А еще в 2005 году выходит блестящая общественная сатира Андрея Мальгина «Советник президента».
Общее состояние: кипит и тут и там, правда градус кипения разный.
3) 2005—2010 — в нежанровую литературу приходят «сердитые тридцатилетние» (Павел Санаев, Михаил Елизаров, Захар Прилепин, Вадим Чекунов).

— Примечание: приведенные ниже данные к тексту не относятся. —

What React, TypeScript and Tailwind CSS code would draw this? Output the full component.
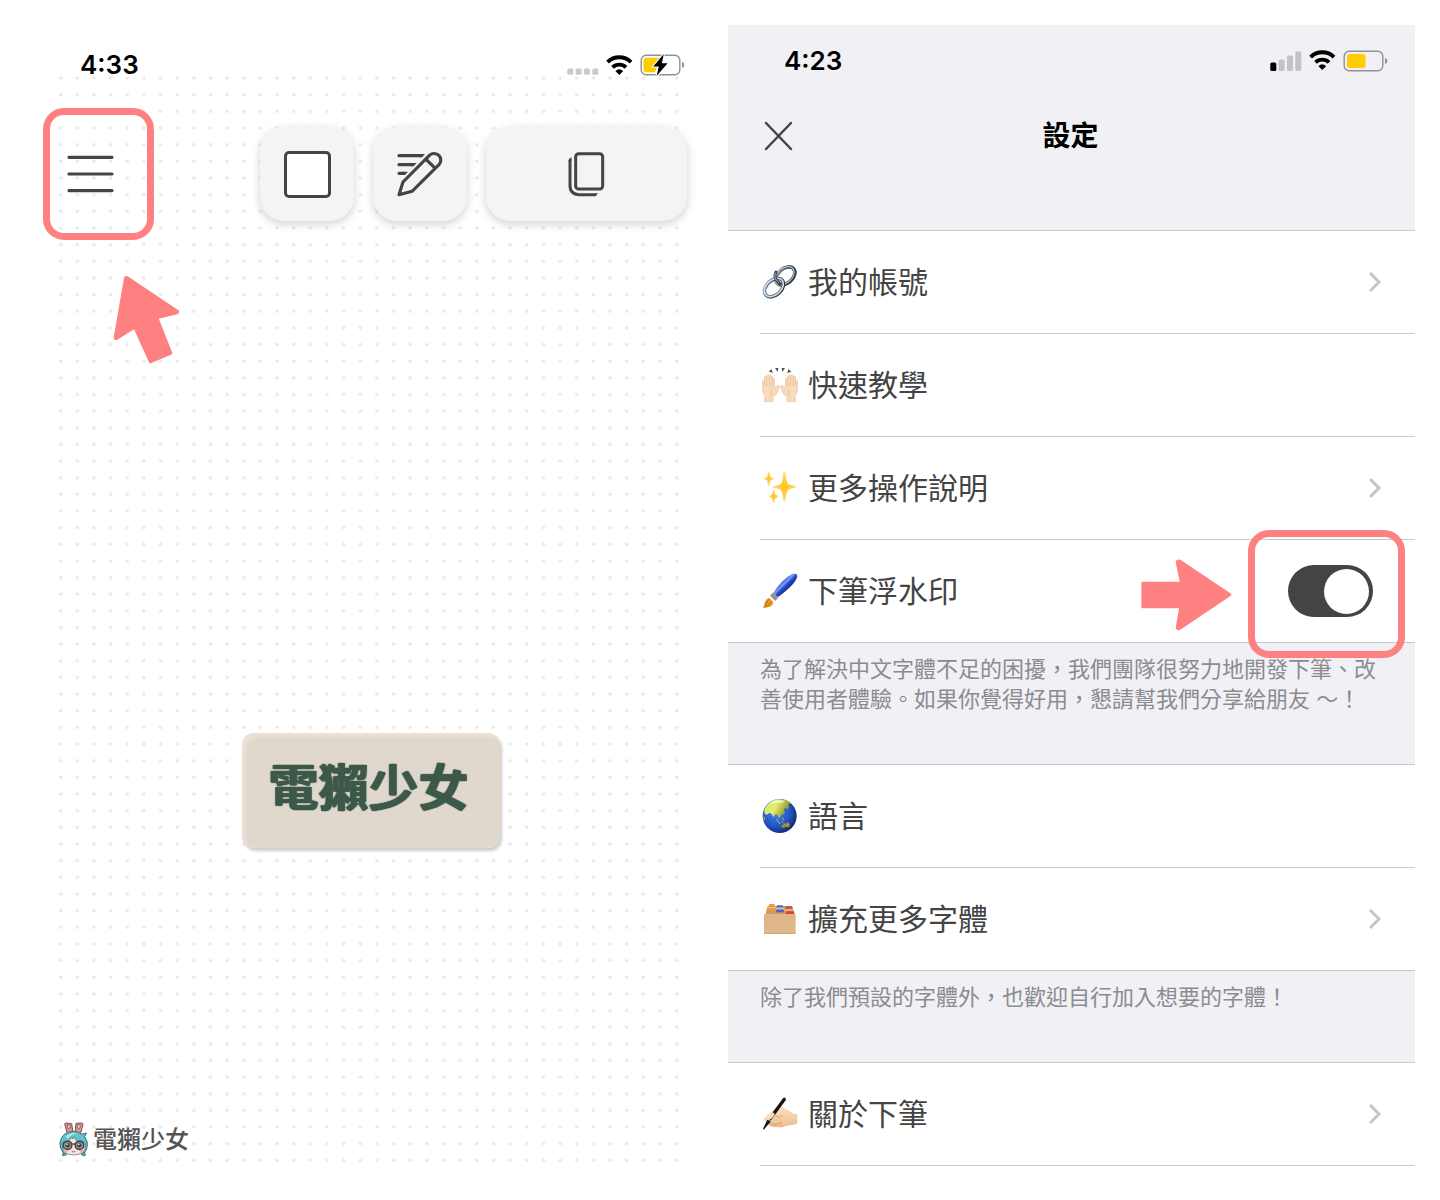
import type { ReactNode } from "react";

const CJK = "font-['Inter','Noto_Sans_CJK_TC',sans-serif]";

/* ---------- status bar ---------- */

function Wifi() {
  return (
    <svg width="27" height="21" viewBox="0 0 27 21" fill="none" stroke="#000" aria-hidden="true">
      <path d="M1.6 7.1A16.8 16.8 0 0 1 25 7.1" strokeWidth="4" />
      <path d="M6.6 12.3A9.6 9.6 0 0 1 20 12.3" strokeWidth="3.8" />
      <path d="M13.3 19.6L9.9 16.2A4.8 4.8 0 0 1 16.7 16.2Z" fill="#000" strokeWidth="0.8" strokeLinejoin="round" />
    </svg>
  );
}

function Battery({ charging }: { charging?: boolean }) {
  return (
    <svg width="45" height="24" viewBox="0 0 45 24" fill="none" aria-hidden="true">
      <rect x="1.2" y="2.2" width="38.6" height="19.6" rx="5" fill={charging ? "#fff" : "none"} stroke="#929295" strokeWidth="1.4" />
      <path d="M42 9v6c1.5-.4 2.3-1.6 2.3-3S43.5 9.4 42 9z" fill="#929295" />
      {charging ? (
        <>
          <path d="M6 4.8h15L12.5 14h5l-2.5 5.3H6a2.5 2.5 0 0 1-2.5-2.5V7.3A2.5 2.5 0 0 1 6 4.8z" fill="#fc0" />
          <path d="M23.8 1L13.2 13.5h5.6L16.6 23 27.6 10.3h-5.8z" fill="#000" stroke="#fff" strokeWidth="2" paintOrder="stroke" />
        </>
      ) : (
        <rect x="4" y="5" width="18.5" height="14" rx="2.5" fill="#fc0" />
      )}
    </svg>
  );
}

function Signal({ bars }: { bars?: boolean }) {
  if (!bars) {
    return (
      <svg width="32" height="20" viewBox="0 0 32 20" fill="#cacaca" aria-hidden="true">
        {[0, 8.3, 16.6, 25].map((x) => (
          <rect key={x} x={x + 0.3} y="13.5" width="6" height="6.2" rx="1.5" />
        ))}
      </svg>
    );
  }
  return (
    <svg width="32" height="20" viewBox="0 0 32 20" fill="#c3c2c8" aria-hidden="true">
      <rect x="0.3" y="11.5" width="6" height="8.5" rx="1.5" fill="#000" />
      <rect x="8.6" y="8.5" width="6" height="11.5" rx="1.5" />
      <rect x="17" y="4.5" width="6" height="15.5" rx="1.5" />
      <rect x="25.3" y="0.5" width="6" height="19.5" rx="1.5" />
    </svg>
  );
}

/* ---------- toolbar icons ---------- */

function PencilLines() {
  return (
    <svg width="46" height="46" viewBox="0 0 138 138" fill="none" stroke="#444" strokeWidth="9.5" strokeLinejoin="round" aria-hidden="true">
      <path d="M6 14H72" strokeLinecap="round" />
      <path d="M84 9.3L75 18.7H66V9.3z" fill="#444" stroke="none" />
      <path d="M6 41H44M6 67H20" strokeLinecap="round" />
      <path d="M59 36.3L50 45.7H40V36.3zM33 62.3L24 71.7H16V62.3z" fill="#444" stroke="none" />
      <path d="M6 131L18 93L98 12.5A20 20 0 0 1 126 41L45 121Z" />
      <path d="M86 24L115 52" />
    </svg>
  );
}

function CopyPages() {
  return (
    <svg width="37" height="46" viewBox="0 0 111 138" fill="none" stroke="#444" strokeWidth="9" aria-hidden="true">
      <rect x="23" y="8" width="81" height="106" rx="9" />
      <path d="M6 26V103Q6 131 34 131H80" />
      <path d="M1.5 30Q4 20 10.5 19V30zM78 126.5H90Q86 135.5 78 135.5z" fill="#444" stroke="none" />
    </svg>
  );
}

/* ---------- row pictograms ---------- */

function Pictogram({ children }: { children: ReactNode }) {
  return (
    <svg className="shrink-0" width="36" height="36" viewBox="0 0 108 108" fill="none" aria-hidden="true">
      {children}
    </svg>
  );
}

function LinkPic() {
  return (
    <Pictogram>
      <defs>
        <linearGradient id="steel" x1="0" y1="0" x2="1" y2="1">
          <stop offset="0" stopColor="#8aa3bd" />
          <stop offset="0.45" stopColor="#4f5861" />
          <stop offset="1" stopColor="#2f2f34" />
        </linearGradient>
      </defs>
      <g transform="rotate(-42 70 36)">
        <ellipse cx="70" cy="36" rx="33" ry="22" stroke="url(#steel)" strokeWidth="11" />
        <ellipse cx="69" cy="34" rx="33" ry="22" stroke="#bcd3e8" strokeWidth="3" />
      </g>
      <g transform="rotate(-42 36 71)">
        <ellipse cx="36" cy="71" rx="33" ry="22" stroke="url(#steel)" strokeWidth="11" />
        <ellipse cx="36" cy="70" rx="33" ry="22" stroke="#cbdff1" strokeWidth="5" />
      </g>
      <path d="M42 24C36 34 39 48 54 60" stroke="#3b3e43" strokeWidth="9" strokeLinecap="round" />
      <path d="M41 26C36 35 39 46 50 56" stroke="#a9bccd" strokeWidth="3" />
    </Pictogram>
  );
}

function HandsPic() {
  const hand = (
    <>
      <path
        d="M8 104L9 88Q1 76 1 62V44Q3 37 7 43V34Q9 24 14 29Q17 20 23 26Q28 23 31 30Q37 31 37 40L38 64L46 56Q52 54 52 60L46 75Q42 85 33 90L33 104Z"
        fill="#f9dabb"
        stroke="#ebbd95"
        strokeWidth="2"
        strokeLinejoin="round"
      />
      <path d="M7 43V58M14 32V56M23 29V56M31 33V58" stroke="#e3b48d" strokeWidth="2" />
      <path d="M30 86Q25 79 28 70" stroke="#dfae84" strokeWidth="2" />
    </>
  );
  return (
    <Pictogram>
      {hand}
      <g transform="matrix(-1 0 0 1 108 0)">{hand}</g>
      <path d="M20 13L29 7 32 18zM39 3L49 3 47 15zM59 3L69 3 61 15zM79 6L88 14 76 18z" fill="#555" />
    </Pictogram>
  );
}

function SparklesPic() {
  return (
    <Pictogram>
      <defs>
        <radialGradient id="glow">
          <stop offset="0" stopColor="#ffc31f" />
          <stop offset="0.6" stopColor="#ffd344" />
          <stop offset="1" stopColor="#ffe48a" />
        </radialGradient>
      </defs>
      <g fill="url(#glow)">
        <path d="M64 6H70Q72 36 79 42Q84 46 102 48V53Q84 55 79 59Q72 65 70 95H64Q62 65 56 59Q51 55 33 53V48Q51 46 56 42Q62 36 64 6z" />
        <path d="M18 5H22Q23 18 26 21Q28 23 35 24V28Q28 29 26 31Q23 34 22 47H18Q17 34 15 31Q13 29 6 28V24Q13 23 15 21Q17 18 18 5z" />
        <path d="M33 59H37Q38 71 41 74Q43 76 49 77V81Q43 82 41 84Q38 87 37 99H33Q32 87 29 84Q27 82 21 81V77Q27 76 29 74Q32 71 33 59z" />
      </g>
    </Pictogram>
  );
}

function BrushPic() {
  return (
    <Pictogram>
      <defs>
        <linearGradient id="lacquer" x1="0.3" y1="0.3" x2="0.65" y2="0.65">
          <stop offset="0" stopColor="#1c3fae" />
          <stop offset="0.4" stopColor="#7d9ff5" />
          <stop offset="0.6" stopColor="#2449cc" />
          <stop offset="1" stopColor="#162d86" />
        </linearGradient>
      </defs>
      <path d="M34 60Q60 18 91 3Q104 -1 106 9Q103 32 47 73z" fill="url(#lacquer)" />
      <path d="M33 58L48 74L40 84L24 69z" fill="#a3a3a7" />
      <path d="M31 62L45 77M28 66L42 81" stroke="#66666b" strokeWidth="2" />
      <path d="M22 74L34 87Q33 101 17 103L2 106Q7 98 8 89Q11 77 22 74z" fill="#ec9a2c" />
      <path d="M20 79Q14 90 8 102M28 87Q22 96 14 101" stroke="#a85f14" strokeWidth="2.5" />
    </Pictogram>
  );
}

function GlobePic() {
  return (
    <Pictogram>
      <defs>
        <radialGradient id="sea" cx="0.4" cy="0.4" r="0.65">
          <stop offset="0" stopColor="#3f8af0" />
          <stop offset="0.65" stopColor="#1f52c4" />
          <stop offset="1" stopColor="#14275f" />
        </radialGradient>
        <linearGradient id="land" x1="0" y1="0" x2="1" y2="0.4">
          <stop offset="0" stopColor="#d4ee7a" />
          <stop offset="0.5" stopColor="#e3ec6a" />
          <stop offset="1" stopColor="#7f8a26" />
        </linearGradient>
      </defs>
      <circle cx="53" cy="54" r="51" fill="url(#sea)" />
      <path
        d="M7 36Q17 11 43 4Q68 2 83 12L86 18L78 18L82 27L76 35L70 29L65 36L69 42L63 49L56 53L53 62L49 57L46 50L40 49L35 58L29 49L23 44L15 50L8 48Z"
        fill="url(#land)"
      />
      <path d="M44 63L51 75L56 78M61 59L65 67M59 70L64 74" stroke="#a7c545" strokeWidth="3" />
      <path d="M58 84L67 76L73 77L78 71L84 81L80 88L72 86L61 90Z" fill="#b58a2c" />
      <path d="M5 52L9 60L8 70Q4 63 5 52z" fill="#c9a93a" />
      <path d="M30 14Q46 8 62 11" stroke="#f6fbe0" strokeWidth="5" strokeLinecap="round" />
    </Pictogram>
  );
}

function FolderPic() {
  return (
    <Pictogram>
      <g transform="translate(0 5)">
        <path d="M10 37L17 10H91L99 37z" fill="#c79c6b" />
        <path d="M19 11L22 4H37L39 11zM13 27L16 18H37L39 27z" fill="#f0953c" />
        <path d="M43 14L45 8H62L64 14zM42 29L44 21H64L66 29z" fill="#3f63df" />
        <path d="M69 18L71 11H89L91 18zM71 34L73 26H95L97 34z" fill="#dc4438" />
        <path d="M14 15H43M43 17H68M68 22H93" stroke="#e9c99f" strokeWidth="3" />
        <rect x="6" y="34" width="95" height="60" rx="2" fill="#dfb788" />
        <path d="M7 92H100" stroke="#c89a67" strokeWidth="2" />
      </g>
    </Pictogram>
  );
}

function WritingPic() {
  return (
    <Pictogram>
      <defs>
        <linearGradient id="skin" x1="0" y1="0" x2="0" y2="1">
          <stop offset="0" stopColor="#fbe0c5" />
          <stop offset="1" stopColor="#efbd92" />
        </linearGradient>
      </defs>
      <path
        d="M6 68Q18 54 32 45L42 34Q56 27 67 37Q80 43 92 52L106 55V83Q88 87 76 89Q58 97 36 92Q20 93 20 85Q12 83 10 76z"
        fill="url(#skin)"
      />
      <path d="M40 60Q54 67 62 58M24 84Q42 86 60 80M36 91Q40 88 44 87M52 92Q56 89 60 88" stroke="#d39a70" strokeWidth="2.5" />
      <path d="M67 10L24 68" stroke="#151515" strokeWidth="10" strokeLinecap="round" />
      <path d="M17 70L26 77L5 101L3 98z" fill="#151515" />
      <path d="M8 68Q18 56 32 48L38 54Q34 66 20 73z" fill="#f9dcc0" />
    </Pictogram>
  );
}

/* ---------- settings list ---------- */

function Chevron() {
  return (
    <svg width="14" height="22" viewBox="0 0 14 22" fill="none" stroke="#c5c5c8" strokeWidth="3" aria-hidden="true">
      <path d="M1 2L10 11L1 20" />
    </svg>
  );
}

const rowClass = "flex h-[102px] w-full items-center gap-2.5 pl-0.5 text-left text-[30px] leading-10 text-[#444]";

function Row({ icon, label, chevron }: { icon: ReactNode; label: string; chevron?: boolean }) {
  return (
    <li>
      <button type="button" className={`${rowClass} pr-8`}>
        {icon}
        <span className="grow">{label}</span>
        {chevron && <Chevron />}
      </button>
    </li>
  );
}

function WatermarkRow() {
  return (
    <li className="relative">
      <label className={`${rowClass} pr-[42px]`}>
        <BrushPic />
        <span className="grow">下筆浮水印</span>
        <input
          type="checkbox"
          role="switch"
          defaultChecked
          className="flex h-[52px] w-[85px] appearance-none items-center rounded-full bg-[#aaa] px-1 before:size-[45px] before:rounded-full before:bg-white checked:justify-end checked:bg-[#444]"
        />
      </label>
      <svg className="pointer-events-none absolute right-[183px] top-[19px] z-10" width="92" height="72" viewBox="0 0 276 216" aria-hidden="true">
        <path
          d="M8 72H124L111 9Q113 4 120 6L270 107L120 208Q113 212 111 206L122 144H8z"
          fill="#ff8080"
          stroke="#ff8080"
          strokeWidth="8"
          strokeLinejoin="round"
        />
      </svg>
      <div className="pointer-events-none absolute -top-2.5 right-2.5 z-10 h-32 w-[157px] rounded-[21px] border-7 border-[#ff8080]" />
    </li>
  );
}

function Group({ children }: { children: ReactNode }) {
  return (
    <div className="border-y border-[#c9c9cd] bg-white pl-8">
      <ul className="divide-y divide-[#c9c9cd]">{children}</ul>
    </div>
  );
}

function SettingsPanel() {
  return (
    <section className="mt-[25px] bg-[#f1f0f5]">
      <header className="h-[205px]">
        <div className="flex h-[71px] items-center justify-between pl-14 pr-[27px]">
          <span className="text-[26px] font-semibold leading-8 text-black">4:23</span>
          <span className="flex items-center gap-[7px]">
            <Signal bars />
            <Wifi />
            <Battery />
          </span>
        </div>
        <div className="grid h-20 grid-cols-[1fr_auto_1fr] items-center pl-9">
          <button type="button" aria-label="關閉" className="justify-self-start">
            <svg width="29" height="30" viewBox="0 0 29 30" stroke="#444" strokeWidth="2.5" strokeLinecap="round" aria-hidden="true">
              <path d="M2 2L27 28M27 2L2 28" />
            </svg>
          </button>
          <h1 className="pr-[38px] text-[28px] font-semibold leading-10 text-black">設定</h1>
        </div>
      </header>
      <Group>
        <Row icon={<LinkPic />} label="我的帳號" chevron />
        <Row icon={<HandsPic />} label="快速教學" />
        <Row icon={<SparklesPic />} label="更多操作說明" chevron />
        <WatermarkRow />
      </Group>
      <p className="h-[121px] px-8 pt-[11px] text-[22px] leading-[30px] text-[#8b8b90]">
        為了解決中文字體不足的困擾，我們團隊很努力地開發下筆、改善使用者體驗。如果你覺得好用，懇請幫我們分享給朋友 ～！
      </p>
      <Group>
        <Row icon={<GlobePic />} label="語言" />
        <Row icon={<FolderPic />} label="擴充更多字體" chevron />
      </Group>
      <p className="h-[91px] px-8 pt-[11px] text-[22px] leading-[30px] text-[#8b8b90]">
        除了我們預設的字體外，也歡迎自行加入想要的字體！
      </p>
      <div className="border-t border-[#c9c9cd] bg-white pb-[34px] pl-8">
        <ul className="border-b border-[#c9c9cd]">
          <Row icon={<WritingPic />} label="關於下筆" chevron />
        </ul>
      </div>
    </section>
  );
}

/* ---------- canvas ---------- */

function DotGrid() {
  return (
    <svg className="pointer-events-none absolute inset-x-2.5 top-[70px] h-[1096px] w-[628px]" aria-hidden="true">
      <defs>
        <pattern id="dots" width="16.65" height="16.65" patternUnits="userSpaceOnUse">
          <circle cx="7.6" cy="8" r="1.75" fill="#e9e9e9" />
        </pattern>
      </defs>
      <rect width="100%" height="100%" fill="url(#dots)" />
    </svg>
  );
}

function Mascot() {
  return (
    <svg width="30" height="36" viewBox="0 0 90 108" fill="none" strokeLinejoin="round" aria-hidden="true">
      <path d="M24 32L17 6Q18 3 22 3L38 5L42 32zM48 32L51 4L68 3Q72 3 72 7L65 34z" fill="#ee8f8d" stroke="#7a4f58" strokeWidth="3" />
      <path d="M25 9L33 9L34 18L27 19zM55 9L64 9L62 19L55 18z" fill="#fff" stroke="#555" strokeWidth="2.5" />
      <path d="M13 92Q1 80 3 62Q8 30 43 28Q59 28 69 37L82 33L77 44Q89 60 84 76Q82 86 76 93Z" fill="#61c1cd" stroke="#3f6b76" strokeWidth="3" />
      <path d="M14 90Q8 96 11 102L24 98zM75 90Q82 96 78 102L66 98z" fill="#3fa3b3" stroke="#3f6b76" strokeWidth="2" />
      <path d="M20 44Q34 30 56 34Q40 36 25 50z" fill="#b5e5ea" />
      <path d="M10 62Q28 62 38 46Q40 56 44 44Q52 62 79 63Q84 98 44 99Q6 98 10 62z" fill="#fbe3dc" stroke="#4b6a72" strokeWidth="2" />
      <rect x="13" y="58" width="25" height="24" rx="11" fill="#a9a69f" stroke="#40444b" strokeWidth="5" />
      <rect x="49" y="58" width="25" height="24" rx="11" fill="#a9a69f" stroke="#40444b" strokeWidth="5" />
      <path d="M38 66H49" stroke="#40444b" strokeWidth="4" />
      <circle cx="26" cy="70" r="7" fill="#40444b" />
      <circle cx="61" cy="70" r="7" fill="#40444b" />
      <circle cx="24" cy="67" r="2.5" fill="#fff" />
      <circle cx="59" cy="67" r="2.5" fill="#fff" />
      <circle cx="20" cy="88" r="5" fill="#f5a9a5" />
      <circle cx="68" cy="88" r="5" fill="#f5a9a5" />
      <path d="M38 88Q44 92 49 88" stroke="#8a4a4a" strokeWidth="2.5" />
    </svg>
  );
}

const tile = "flex h-[94px] items-center justify-center rounded-[24px] bg-[#f4f4f4] shadow-[0_3px_10px_rgba(0,0,0,0.18)]";

function CanvasPanel() {
  return (
    <section className="relative flex flex-col">
      <DotGrid />
      <div className="relative mt-[45px] flex h-10 items-center justify-between pl-[37px] pr-0.5">
        <span className="text-[26px] font-semibold leading-8 text-black">4:33</span>
        <span className="flex items-center gap-[7px]">
          <Signal />
          <Wifi />
          <Battery charging />
        </span>
      </div>
      <div className="relative mt-[23px] flex items-center justify-between">
        <div className="relative flex h-[132px] w-[111px] items-center rounded-[21px] border-7 border-[#ff8080] pl-[17px]">
          <button type="button" aria-label="選單">
            <svg width="47" height="38" viewBox="0 0 47 38" stroke="#444" strokeWidth="3.2" strokeLinecap="round" aria-hidden="true">
              <path d="M2 2.3H45M2 19H45M2 35.6H45" />
            </svg>
          </button>
          <svg className="pointer-events-none absolute left-[63px] top-40" width="67" height="90" viewBox="0 0 201 270" aria-hidden="true">
            <path
              d="M37 9Q39 6 43 8L193 108Q196 111 192 114L132 128L174 235L112 261L65 157L12 190Q6 193 6 188z"
              fill="#ff8080"
              stroke="#ff8080"
              strokeWidth="8"
              strokeLinejoin="round"
            />
          </svg>
        </div>
        <div className="flex gap-[19px]">
          <button type="button" aria-label="方框" className={`${tile} w-[94px]`}>
            <span className="size-[47px] rounded-[5px] border-3 border-[#444] bg-white" />
          </button>
          <button type="button" aria-label="編輯文字" className={`${tile} w-[94px]`}>
            <PencilLines />
          </button>
          <button type="button" aria-label="複製" className={`${tile} w-[201px]`}>
            <CopyPages />
          </button>
        </div>
      </div>
      <div className="relative mt-[493px] flex justify-center pl-[11px]">
        <div className="flex h-[115px] w-[258px] justify-center rounded-xl bg-[#ddd4c8]/90 pr-1 pt-[22px] shadow-[2px_3px_3px_rgba(0,0,0,0.2),inset_4px_4px_3px_#ebe1d4]">
          <p className="text-[50px] font-bold leading-[66px] text-[#3b5849] [text-shadow:0_0_1px_#3b5849,1px_0_1px_#3b5849,-1px_0_1px_#3b5849]">
            電獺少女
          </p>
        </div>
      </div>
      <footer className="relative mb-[42px] mt-auto flex items-center gap-1 pl-4">
        <Mascot />
        <span className="text-[24px] font-medium leading-9 text-[#555]">電獺少女</span>
      </footer>
    </section>
  );
}

export default function App() {
  return (
    <main className={`grid min-h-screen grid-cols-[644fr_687fr] gap-x-[41px] bg-white pl-[43px] pr-[25px] ${CJK}`} lang="zh-Hant">
      <CanvasPanel />
      <SettingsPanel />
    </main>
  );
}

Санаев становится автором первого «сарафанного» бестселлера («Похороните меня за плинтусом»), то есть книги, которую читали и покупали не благодаря агрессивной издательской рекламе, но потому что о ней постоянно говорили и передавали ее из рук в руки.
В это же время вызревают романы-глыбы: «Каменный мост» Терехова, «Будьте, как дети» Шарова (и. некоторые др.).
Национальные литературные премии, до которых раньше никому не было дела, становятся важными социальными маркерами и отчетливо размечают поле современной словесности.
В свою очередь жанровая литература начинает страдать хворями, которыми давно переболели в большом мире: происходит разрушение традиционной романной формы, которая была альфой и омегой формата; появляются коммерческие авторы-проекты (Гай Юлий Орловский и др.).
Если раньше коммерческий роман ориентировался на серию («фантастический боевик», «юмористическая фэнтези и т. д.), то теперь самые заманчивый зов летит из межавторских проектов. Они могут быть основаны на чем угодно: на компьютерной игре («S.T.A.L.K.E.R), на мифологемах современного мегаполиса («Метро» Глуховского) или — неожиданно! — на популяризации идей Л. Н. Гумилева («Этногенез»). Проектность имеет дополнительное измерение, поддерживаемое интерактивным общением.
Это до определенной степени образец жанровой литературы следующих лет, где читатель станет соучастником писателя. Сюжет бразильских TV-сериалов отвечает горизонту зрительских ожиданий, книжные сериалы отвечают горизонту ожиданий читательских: важно зацепить как можно большую аудиторию, вовлечь ее в происходящее.